«Déconcertant», «secret», «peu bavard»... Woody Allen n'est sans doute pas le plus extraverti des cinéastes américains, mais les acteurs de son dernier film, «Vous allez rencontrer un bel et sombre inconnu», s'accordent tous à qualifier d'unique leur travail avec l'«icône».

Pour Gemma Jones, une actrice britannique à la longue expérience théâtrale, la première grande surprise a été le coup de fil de son agent lui annonçant que Woody Allen avait pensé à elle pour un rôle.

«Jamais je n'aurais imaginé qu'une telle chose fût possible, ça ne m'avait même pas effleurée», a-t-elle déclaré à quelques journalistes à Beverly Hills, lors de la promotion du film sorti cette semaine en Amérique du Nord.

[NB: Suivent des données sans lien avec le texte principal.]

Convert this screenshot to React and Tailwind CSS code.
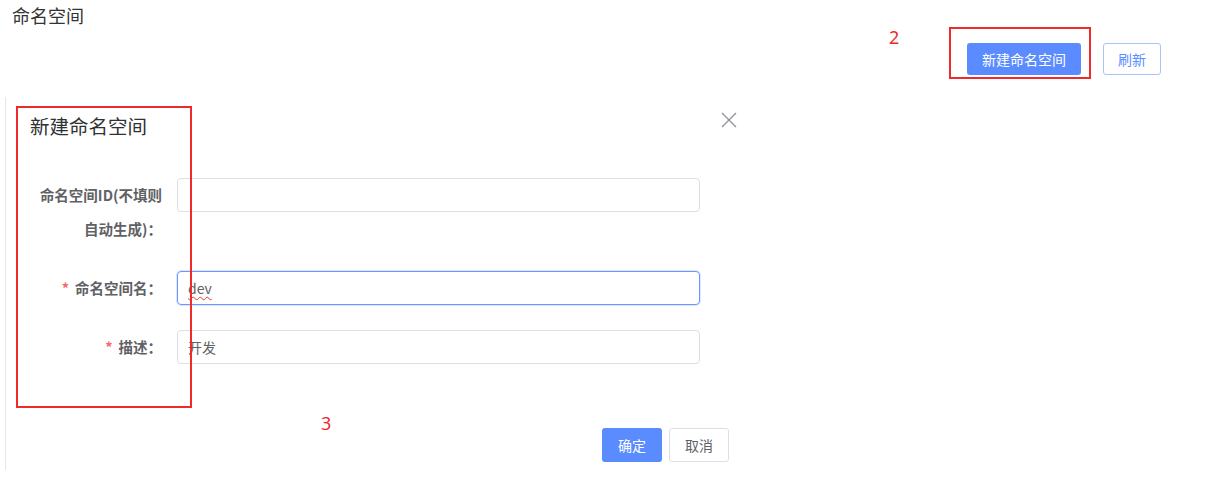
import { useState } from "react";

const font = { fontFamily: '"Microsoft YaHei", "Noto Sans CJK SC", "Noto Sans", sans-serif' };
const markFont = { fontFamily: '"Noto Sans", "Liberation Sans", sans-serif' };

function FormRow({ label, required, children }) {
  return (
    <div className="flex items-start mb-[25px]">
      <div className="w-[146px] shrink-0 pr-[15px] text-right text-[14.5px] font-bold text-[#5f6166] leading-[34px] whitespace-nowrap">
        {required && <span className="text-[#f56c6c] mr-[6px]">*</span>}
        {label}
      </div>
      <div className="w-[523px]">{children}</div>
    </div>
  );
}

export default function App() {
  const [name, setName] = useState("dev");
  const [desc, setDesc] = useState("开发");
  const [nsId, setNsId] = useState("");

  return (
    <div className="relative w-[1214px] h-[493px] bg-white overflow-hidden" style={font}>
      {/* page header */}
      <div className="pt-[3px] px-[12px]">
        <h1 className="text-[18px] leading-[24px] text-[#333] font-normal">命名空间</h1>
        <div className="flex justify-end gap-[22px] mt-[16px] pr-[41px]">
          <button className="h-[32px] w-[114px] rounded-[3px] bg-[#5b8cff] text-white text-[14px]">
            新建命名空间
          </button>
          <button className="h-[32px] w-[58px] rounded-[3px] border border-[#a9c3ff] bg-white text-[#5b8cff] text-[14px]">
            刷新
          </button>
        </div>
      </div>

      {/* dialog */}
      <div className="relative mt-[22px] ml-[5px] w-[743px] border-l border-[#e6e6e6] pl-[25px] pt-[17px] pb-[8px]">
        <h2 className="text-[19.5px] leading-[24px] text-[#303133] font-normal -ml-px">新建命名空间</h2>
        <button className="absolute left-[714px] top-[14px] w-[18px] h-[18px] text-[#909399]">
          <svg viewBox="0 0 18 18" width="18" height="18" fill="none" stroke="currentColor" strokeWidth="1.4">
            <path d="M2 2 L16 16 M16 2 L2 16" />
          </svg>
        </button>

        <div className="mt-[40px]">
          <FormRow
            label={
              <>
                命名空间ID(不填则
                <br />
                自动生成)：
              </>
            }
          >
            <input
              value={nsId}
              onChange={(e) => setNsId(e.target.value)}
              className="w-full h-[34px] rounded-[4px] border border-[#dcdfe6] px-[10px] text-[14px] text-[#606266] outline-none"
            />
          </FormRow>
          <FormRow label="命名空间名：" required>
            <div className="relative">
              <input
                value={name}
                onChange={(e) => setName(e.target.value)}
                className="w-full h-[34px] rounded-[4px] border border-[#6b97ff] shadow-[0_0_0_1px_#dbe6ff] px-[10px] text-[14px] text-transparent caret-[#606266] outline-none"
              />
              <span className="pointer-events-none absolute left-[11px] top-0 leading-[34px] text-[14px] text-[#606266] underline decoration-wavy decoration-[#e53935] decoration-1 underline-offset-2">
                {name}
              </span>
            </div>
          </FormRow>
          <FormRow label="描述：" required>
            <input
              value={desc}
              onChange={(e) => setDesc(e.target.value)}
              className="w-full h-[34px] rounded-[4px] border border-[#dcdfe6] px-[10px] text-[14px] text-[#606266] outline-none"
            />
          </FormRow>
        </div>

        <div className="flex justify-end gap-[7px] mt-[64px] pr-[20px] -mr-[1px]">
          <button className="h-[34px] w-[60px] rounded-[3px] bg-[#5b8cff] text-white text-[14px]">确定</button>
          <button className="h-[34px] w-[60px] rounded-[3px] border border-[#dcdfe6] bg-white text-[#606266] text-[14px]">
            取消
          </button>
        </div>
      </div>

      {/* screenshot annotations */}
      <div className="absolute left-[949px] top-[27px] w-[142px] h-[52px] border-2 border-[#ee2a2a] pointer-events-none" />
      <span className="absolute left-[889px] top-[25px] text-[18px] leading-[24px] text-[#ee2a2a]" style={markFont}>
        2
      </span>
      <div className="absolute left-[16px] top-[106px] w-[176px] h-[302px] border-2 border-[#ee2a2a] pointer-events-none" />
      <span className="absolute left-[321px] top-[411px] text-[18px] leading-[24px] text-[#ee2a2a]" style={markFont}>
        3
      </span>
    </div>
  );
}
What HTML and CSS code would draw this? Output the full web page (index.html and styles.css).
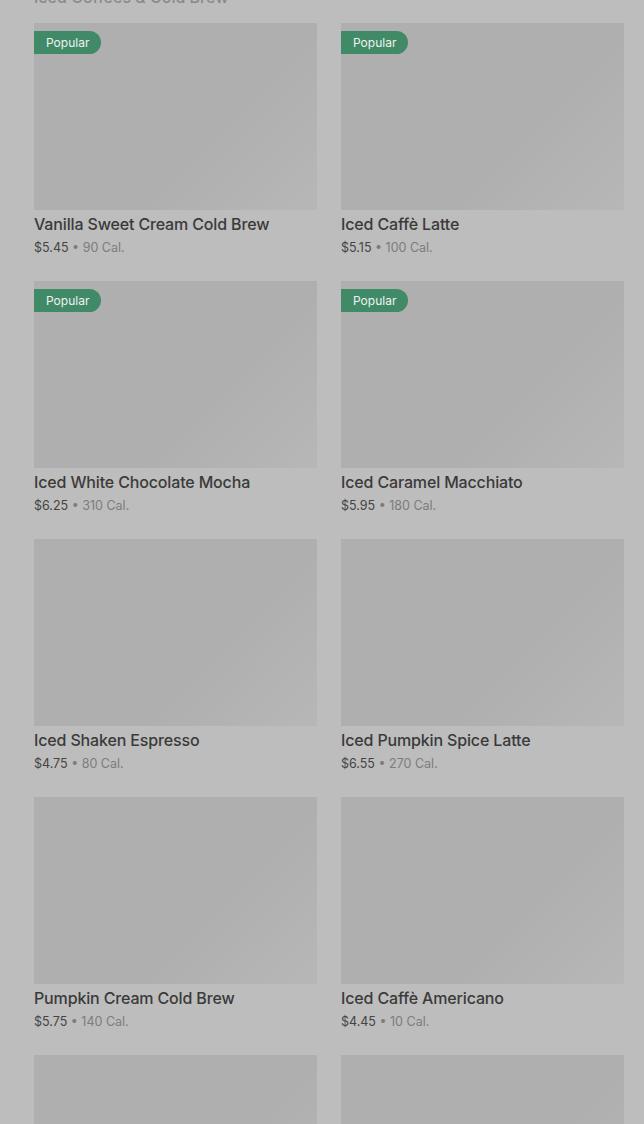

Pas de scénario - «il est de notoriété publique que Woody ne donne pas aux acteurs le script à l'avance», dit-elle - et pas de contact direct avec le maître avant les premiers essais de costumes.

«Il m'a fallu 2 ou 3 jours pour m'habituer au fait que j'étais vraiment dans la même pièce que cette icône», ajoute la comédienne, qui apprendra par la costumière que son rôle est l'un des principaux du film - nouvelle variation sur des couples en crise égarés dans les méandres de l'amour.

Anthony Hopkins, lui, a eu le droit de lire le scénario avant de prendre sa décision. «Normalement, il ne l'envoie pas, c'est toujours top secret», raconte-t-il. «Je ne pouvais le montrer à personne et devais le renvoyer immédiatement après l'avoir lu. J'ai dit oui».

Quant à la jeune Lucy Punch, qui interprète la jeune épouse délurée et superficielle d'Anthony Hopkins, elle a dû se payer son billet d'avion pour aller auditionner, après que Nicole Kidman eut renoncé au rôle.

«Il a fallu que j'interprète beaucoup de scènes du film pour décrocher le rôle, car Woody Allen n'était pas familier de mon travail», dit-elle.

Sur le plateau, inutile d'attendre du réalisateur de Manhattan, âgé de 74 ans, beaucoup d'indications de jeu, ni avant ni après les prises.

«Ca ne l'intéresse pas beaucoup de parler du fond des personnages. Il considère qu'il travaille avec des acteurs qui ont fait leur travail en amont», explique Gemma Jones. «Il est très calme, il ne dit pas grand chose et parle très doucement», confirme Anthony Hopkins.

«Au début, c'était un peu déconcertant. Je me demandais : «Est-ce qu'il aime ce que je fais? Est-ce qu'il pense que je suis nulle?» Je ne savais pas ce qu'il pensait», raconte Gemma Jones. «Mais finalement, c'est quelque chose que j'ai fini par apprécier. Il ne vous fait jamais la leçon».

«Il m'a donné une grande confiance en moi», affirme en écho Lucy Punch. «Je savais qu'il me dirait très peu de choses, alors j'étais préparée». Presque trop, si l'on en croit la jeune femme. «Je le saoulais avec des millions d'idées, et il me disait: «Ne me dis rien! Je ne veux pas entendre tout ça!»»

Si le cinéaste fuit les commentaires inutiles, il n'en reste pas moins ouvert aux propositions. «Il vous laisse vous approprier le rôle, le faire vôtre. Le cadre est assez strict, mais il ne défend pas son texte jalousement», assure Gemma Jones.

Anthony Hopkins observe que le cinéaste lui a demandé s'il avait des remarques à faire sur son personnage, et qu'il les a prises en compte.

«C'est très agréable de travailler avec lui», dit-il. «Quand il entre dans une pièce, tout le monde veut l'approcher. C'est une figure légendaire, un petit gars très drôle, vraiment très drôle. C'est vraiment un type unique».